En 1998, arrostrada por el gran éxito de su mejor e indiscutible novela, Olvidado rey gudú –una hermosa novela antibélica de ciencia ficción medieval que tuvo 23 años en un cajón, los mismos en los que convivió con una honda depresión–, ocupó el sillón “K” de la Real Academia Española.

En aquel discurso de ingreso, que tituló En el bosque y que describió como “defensa de la fantasía”, expresó esa espiritualidad tan suya, tan imbricada en la imaginación que siempre cultivó en su literatura:

El abandono de la barbarie, de alguna forma, va ligado a esas creencias, a esa fe ingenua e indiscriminada. No seamos tan descreídos, no tanto como para imponer la desmemoria al conocimiento, si no queremos encontrarnos, al final, con las manos vacías. No olvidemos que el Diablo entra en todos los conventos, que Dios reside en todas las criaturas vivas del mundo, que la palabra descubre, desentierra del olvido o de la indiferencia futura aquello que nos hace distintos de las bestias.

Sol, la niña protagonista de Luciérnagas, repetía: “¡Dios, cuántas cosas habría de cambiar!”. Nunca se conformó.

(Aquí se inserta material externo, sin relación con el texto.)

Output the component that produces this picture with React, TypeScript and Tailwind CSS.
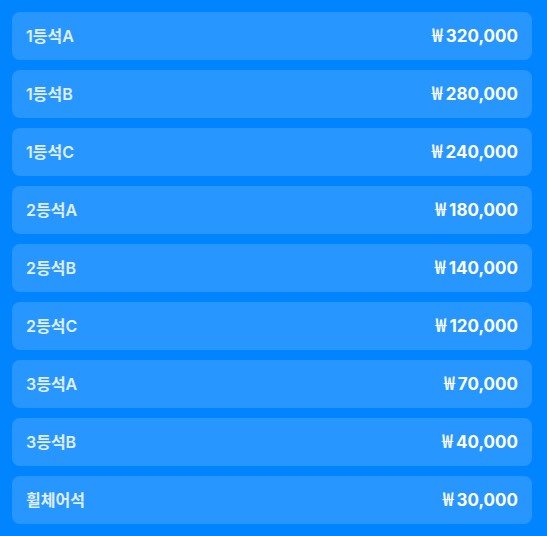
import React from "react";

const rows: [string, string][] = [
  ["1등석A", "320,000"],
  ["1등석B", "280,000"],
  ["1등석C", "240,000"],
  ["2등석A", "180,000"],
  ["2등석B", "140,000"],
  ["2등석C", "120,000"],
  ["3등석A", "70,000"],
  ["3등석B", "40,000"],
  ["휠체어석", "30,000"],
];

export default function App() {
  return (
    <div
      className="w-[547px] h-[536px] bg-[#0084ff] pt-[12px] pl-[12px] pr-[15px] flex flex-col gap-[10px]"
      style={{ fontFamily: 'Inter, "Noto Sans CJK KR", sans-serif' }}
    >
      {rows.map(([label, price]) => (
        <div
          key={label}
          className="h-[48px] shrink-0 rounded-[8px] bg-[#2896ff] px-[14px] flex items-center justify-between"
        >
          <span className="text-[16px] leading-[24px] font-semibold text-white/85">{label}</span>
          <span className="text-[17px] leading-[24px] font-bold text-white whitespace-nowrap">
            <span
              className="font-medium text-[19px] leading-[0px] mr-[3px]"
              style={{ fontFamily: '"Noto Sans CJK KR", sans-serif' }}
            >
              ₩
            </span>
            {price}
          </span>
        </div>
      ))}
    </div>
  );
}
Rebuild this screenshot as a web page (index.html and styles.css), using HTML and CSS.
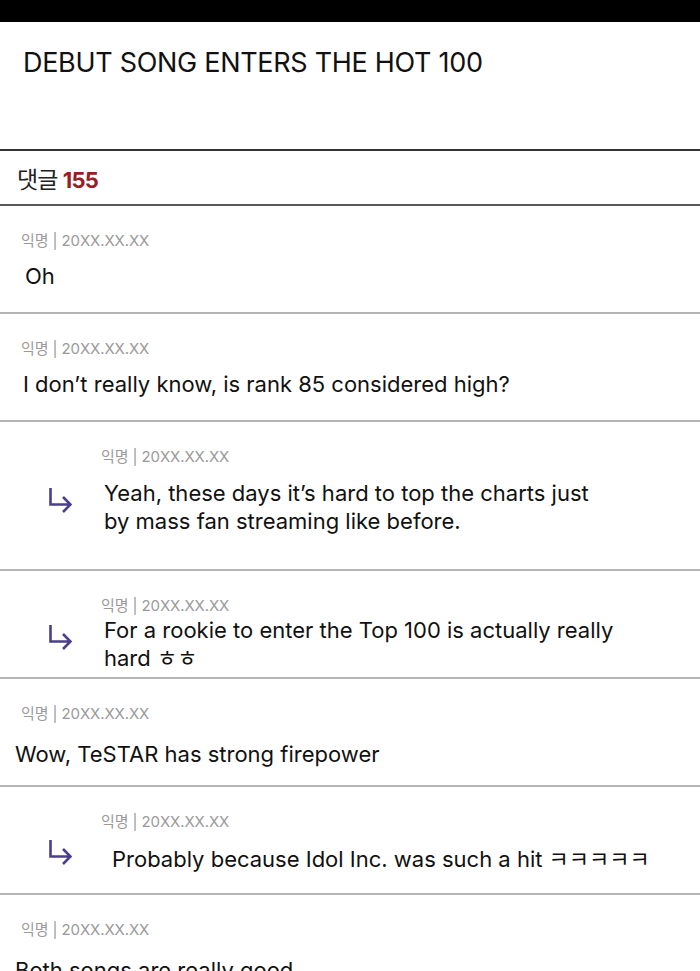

En la literatura encontró Matute no solo un modo de vivir: “Si yo no me morí a los cinco, seis y siete años fue por la literatura, por los cuentos que me contaban y por los que me inventaba yo”.

También una herramienta para transformar el mundo: “Para mí, escribir no es ni una profesión ni una vocación –dijo en alguna ocasión–, es una forma de estar en el mundo, mejor aún, es un medio para manifestar mi malestar en el mundo, un malestar que a veces es personal y a veces no. Yo no escribo para divertir, escribo para inquietar”. Para ser y hacernos más sabios. Para acercarnos a Dios. Con Él está.